Der Referent griff sodann einige Humoresken und Satiren des Temeswarer Autors aus dessen Bänden „Im mohrengrauen Rock“ (Wien, 1903) und „Durchs Monokel“ (Wien und Leipzig, 1913) heraus und wies auf die subtile Ironie von Franz Xaver Kappus hin, der den eklatanten Widerspruch zwischen Sein und Schein im untergehenden Habsburger Reich früh erkannte. Einen weiteren Schwerpunkt des Vortrags bildeten sodann die Kriegsnovellen des 1915 schwer verwundeten Autors. Aus dem Band „Blut und Eisen“ (Stuttgart, 1916) stellte Engel die Kriegsnovellen „Fahrt durch das Grauen“ und „Mutter Erde“ vor. Er wies auf erzählerische Besonderheiten dieser Prosa hin, so „auf die spannungsreiche Gestaltung dramatischer Szenen, die Übergänge von der realen zur Bewusstseinsebene, auf die starke Emotionalität in den Erzählungen von Kappus“. Dies habe, so der Referent, „schon hingedeutet auf seine expressionistischen Texte. Im Kern blieb der kriegsbeteiligte Erzähler mit der bitteren Einsicht, dass die Brutalität des Krieges der humanen Gesinnung keine Chance gelassen hat.“

Nach dem Krieg kehrte Kappus nach Temeswar zurück. Um seinen Lebensunterhalt zu bestreiten, begann er sich journalistisch zu betätigen. Als Mann mit Zeitungserfahrung – er hatte in Wien die „Militärische Rundschau“ redigiert und sich als Schriftleiter der Besatzungszeitung „Belgrader Nachrichten“ (1917-1918) betätigt – war seine Mitarbeit nicht nur im lokalen deutschen Pressebetrieb gefragt. Er hat auch in siebenbürgisch-deutschen Periodika und in der deutschsprachigen Presse Bukarests sowie in der deutschen Presse des Auslands publiziert. Die Temeswarer Jahre waren, so Eduard Schneider, „die fruchtbarste Zeit des Journalisten und Publizisten Franz Xaver Kappus“.

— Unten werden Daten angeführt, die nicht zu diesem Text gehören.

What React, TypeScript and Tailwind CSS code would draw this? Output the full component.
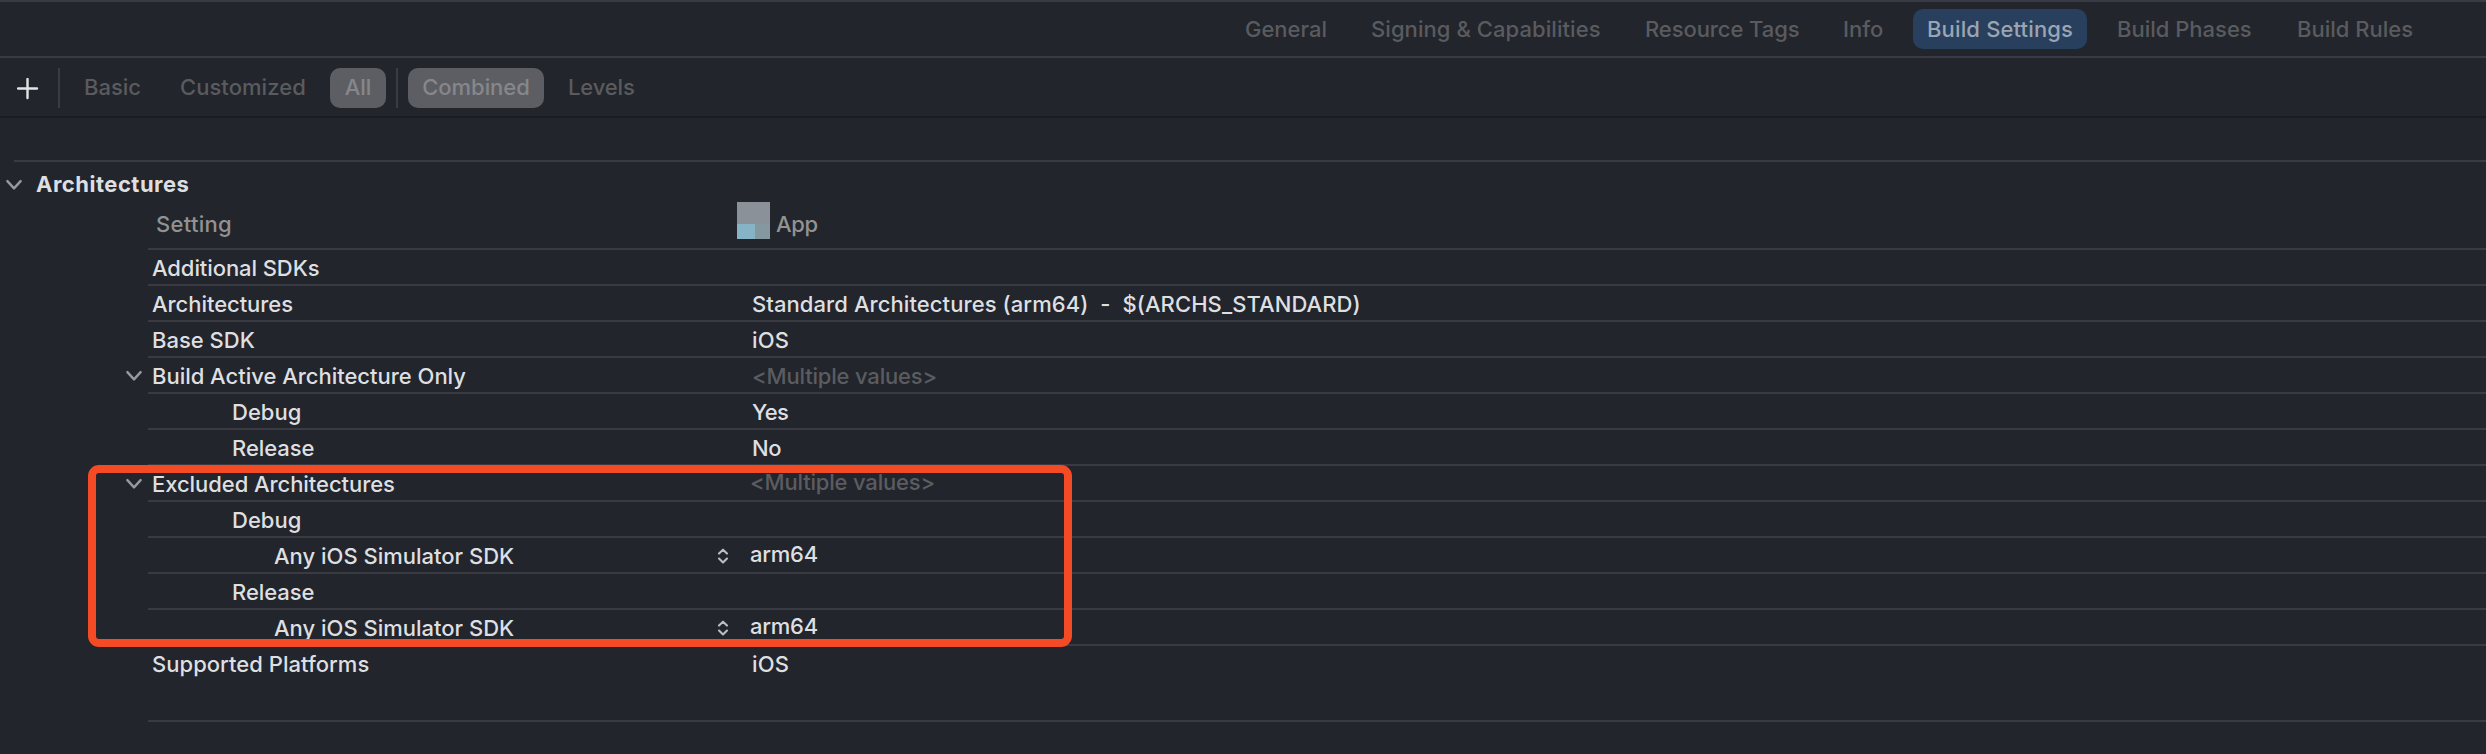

Nachdem sein Debütroman „Die lebenden Vierzehn“ 1918 im Berliner Ullstein-Verlag erschienen und wohlwollend aufgenommen worden war und auch weitere seiner Romane einen Publikumserfolg im binnendeutschen Sprachraum erzielt hatten (der Roman „Der rote Reiter“ wurde 1923 sogar verfilmt), verließ Kappus 1925 Temeswar, um sich seine Existenz in Berlin zu begründen. Bei Ullstein übernahm er eine Lektorenstelle und als Autor von Unterhaltungsromanen bediente er mit Erfolg einen recht weiten Leserkreis. Sein letzter Roman, „Flucht in die Liebe“, ist 1949 erschienen. Kappus starb 1966 im Alter von 83 Jahren in West-Berlin.

Musikalisch umrahmt wurde die von Univ.-Doz. Dr. Andreea Kolbus moderierte Veranstaltung von Remo Neusatz, der am Klavier klassische Stücke darbot. Aus den Werken von Franz Xaver Kappus lasen Hans Dama, Remo Neusatz und Josef Szarvas. Der Vortrag sowie das Aufeinandertreffen von Literatur und Musik schufen eine angenehme, von einzigartigen Augenblicken geprägte Atmosphäre.